Chris Blackwell: My roots were more in jazz, and musicianship. When I first saw them, they were nothing like as accomplished as they are now, but they absolutely had something where you just knew that they were going to be great. They also had somebody who was what I call a very serious adult as their manager [Paul McGuinness]. You don't see a lot of adults in the record business, including myself. All the labels turned them down. The most spectacular was CBS, who said, "Well, if you fire the drummer, we'd probably sign them." But at that stage, the drummer [Larry Mullen] happened to be the leader of the band.
Did you have as much input with them, as you'd had with Bob?

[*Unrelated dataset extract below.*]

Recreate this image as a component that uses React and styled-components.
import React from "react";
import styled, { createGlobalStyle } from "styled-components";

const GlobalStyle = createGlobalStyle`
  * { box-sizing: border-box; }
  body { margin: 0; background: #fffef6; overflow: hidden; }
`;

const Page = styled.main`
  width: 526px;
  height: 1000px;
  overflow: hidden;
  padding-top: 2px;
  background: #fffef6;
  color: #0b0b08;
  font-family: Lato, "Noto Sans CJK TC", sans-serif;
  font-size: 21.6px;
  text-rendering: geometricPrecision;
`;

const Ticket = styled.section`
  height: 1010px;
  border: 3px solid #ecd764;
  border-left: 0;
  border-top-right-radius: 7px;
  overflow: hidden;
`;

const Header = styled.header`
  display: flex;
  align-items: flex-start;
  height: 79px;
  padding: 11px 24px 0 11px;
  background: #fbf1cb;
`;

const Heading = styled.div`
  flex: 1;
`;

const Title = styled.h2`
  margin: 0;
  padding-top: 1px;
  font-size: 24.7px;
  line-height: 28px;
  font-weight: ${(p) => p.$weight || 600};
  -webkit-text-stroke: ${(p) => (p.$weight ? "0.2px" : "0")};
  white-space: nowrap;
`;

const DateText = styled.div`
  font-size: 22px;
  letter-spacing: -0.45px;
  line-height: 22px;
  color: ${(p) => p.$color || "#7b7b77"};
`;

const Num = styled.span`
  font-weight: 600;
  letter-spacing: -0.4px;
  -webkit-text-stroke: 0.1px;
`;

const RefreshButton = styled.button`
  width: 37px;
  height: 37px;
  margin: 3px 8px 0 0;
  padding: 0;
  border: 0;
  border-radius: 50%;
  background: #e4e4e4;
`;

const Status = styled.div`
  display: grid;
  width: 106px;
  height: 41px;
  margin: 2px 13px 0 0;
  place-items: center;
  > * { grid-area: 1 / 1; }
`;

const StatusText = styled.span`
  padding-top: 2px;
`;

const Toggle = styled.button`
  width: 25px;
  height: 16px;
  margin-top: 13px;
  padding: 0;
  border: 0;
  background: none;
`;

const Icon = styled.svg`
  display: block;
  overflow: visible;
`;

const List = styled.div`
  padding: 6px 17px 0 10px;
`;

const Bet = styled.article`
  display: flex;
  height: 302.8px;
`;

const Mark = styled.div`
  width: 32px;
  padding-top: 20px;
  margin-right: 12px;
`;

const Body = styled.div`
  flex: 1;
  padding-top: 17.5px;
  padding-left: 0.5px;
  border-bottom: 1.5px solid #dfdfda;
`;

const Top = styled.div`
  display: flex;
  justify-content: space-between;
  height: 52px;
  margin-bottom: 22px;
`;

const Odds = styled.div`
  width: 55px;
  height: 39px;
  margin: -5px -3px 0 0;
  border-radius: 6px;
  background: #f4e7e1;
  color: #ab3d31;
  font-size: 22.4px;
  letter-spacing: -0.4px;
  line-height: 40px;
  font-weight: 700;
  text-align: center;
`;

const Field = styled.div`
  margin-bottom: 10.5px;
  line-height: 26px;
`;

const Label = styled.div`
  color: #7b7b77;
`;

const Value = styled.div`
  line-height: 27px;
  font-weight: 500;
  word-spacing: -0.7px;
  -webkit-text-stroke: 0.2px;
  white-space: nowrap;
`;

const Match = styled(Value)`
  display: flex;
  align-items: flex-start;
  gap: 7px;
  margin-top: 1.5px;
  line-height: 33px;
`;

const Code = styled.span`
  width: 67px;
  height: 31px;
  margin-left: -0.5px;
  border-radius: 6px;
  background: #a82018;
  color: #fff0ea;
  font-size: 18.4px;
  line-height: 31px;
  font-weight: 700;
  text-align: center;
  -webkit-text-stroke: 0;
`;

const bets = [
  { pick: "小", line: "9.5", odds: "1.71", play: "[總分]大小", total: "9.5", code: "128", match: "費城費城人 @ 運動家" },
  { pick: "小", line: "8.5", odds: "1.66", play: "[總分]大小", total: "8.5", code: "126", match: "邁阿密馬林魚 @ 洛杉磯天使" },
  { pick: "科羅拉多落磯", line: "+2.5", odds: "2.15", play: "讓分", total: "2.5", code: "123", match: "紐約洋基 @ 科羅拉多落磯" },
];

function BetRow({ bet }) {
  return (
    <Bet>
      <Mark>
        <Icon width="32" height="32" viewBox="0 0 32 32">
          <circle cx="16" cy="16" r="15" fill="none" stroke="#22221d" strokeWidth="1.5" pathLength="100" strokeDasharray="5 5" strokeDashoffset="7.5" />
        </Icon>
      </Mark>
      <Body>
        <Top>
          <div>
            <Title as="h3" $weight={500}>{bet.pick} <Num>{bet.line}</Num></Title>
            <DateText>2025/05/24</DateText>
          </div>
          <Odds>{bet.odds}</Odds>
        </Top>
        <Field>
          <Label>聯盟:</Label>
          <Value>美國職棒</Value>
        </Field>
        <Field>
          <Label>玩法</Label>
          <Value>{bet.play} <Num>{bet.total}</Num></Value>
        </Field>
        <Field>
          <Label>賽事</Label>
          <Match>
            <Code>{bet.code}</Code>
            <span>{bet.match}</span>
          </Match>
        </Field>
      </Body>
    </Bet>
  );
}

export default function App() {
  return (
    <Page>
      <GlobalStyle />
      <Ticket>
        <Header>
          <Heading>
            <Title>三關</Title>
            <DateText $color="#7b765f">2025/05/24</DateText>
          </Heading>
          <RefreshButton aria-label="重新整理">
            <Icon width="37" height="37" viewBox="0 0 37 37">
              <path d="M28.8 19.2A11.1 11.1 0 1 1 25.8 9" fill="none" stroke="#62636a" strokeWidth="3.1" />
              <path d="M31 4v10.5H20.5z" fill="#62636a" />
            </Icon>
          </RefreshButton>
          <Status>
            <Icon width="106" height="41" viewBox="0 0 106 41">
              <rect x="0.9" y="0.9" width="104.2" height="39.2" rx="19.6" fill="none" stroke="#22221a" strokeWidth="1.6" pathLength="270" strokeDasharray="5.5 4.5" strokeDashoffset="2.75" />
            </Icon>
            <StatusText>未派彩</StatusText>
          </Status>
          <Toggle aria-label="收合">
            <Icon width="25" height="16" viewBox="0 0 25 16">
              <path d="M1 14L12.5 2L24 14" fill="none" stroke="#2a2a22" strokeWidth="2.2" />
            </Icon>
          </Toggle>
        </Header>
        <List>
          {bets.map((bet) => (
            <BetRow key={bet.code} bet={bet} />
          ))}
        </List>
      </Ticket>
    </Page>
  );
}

Chris Blackwell: Very little. I had some input, and I was overridden. Even though I love Brian Eno, and his work, I didn't think he was the right producer for them at the time they first wanted to use him [for 1984's The Unforgettable Fire]. They'd got this cult status, but I felt it was the time where they just needed that hit record. I had Jimmy Iovine [Bruce Springsteen's producer] lined up to produce them, but they wanted to go with Eno. So I went to have a meeting with them in Ireland, and I was all ready to say, "Now come on, this is how it's going to be," but they really talked me out of it. They said, we want Brian Eno for his intelligence, which was a great way of explaining that they didn't want Jimmy Iovine.
You must be relieved to be out of music, looking at all today's problems with digital piracy and so forth. Can you see a way forward?
Chris Blackwell: It will just go back to how it was in the '30s, '40s and early '50s: Count Basie would want to have a hit, because then he'd make a thousand dollars more a night in concert. The hit was really the advertising for personal appearances. Certainly in the foreseeable future, that's basically how it's going to be. If someone writes a song which is successful, they'll still make money on it, it's just they might not sell twenty million records. Amy Winehouse sold eleven million records [on Island] - that's unbelievable, but ten years ago, it would've been twenty-five million.
Which leaves the record companies where?
Chris Blackwell: It leaves the major record companies where they are now. They have the catalogue of the last hundred years of music. That's incredibly precious, and valuable. But I think new artists and new talent, and new characters like myself, will thrive in that kind of business. They can build up their own company, which is based on touring, so you bring the new act out with you. That's exactly how it was in the early days.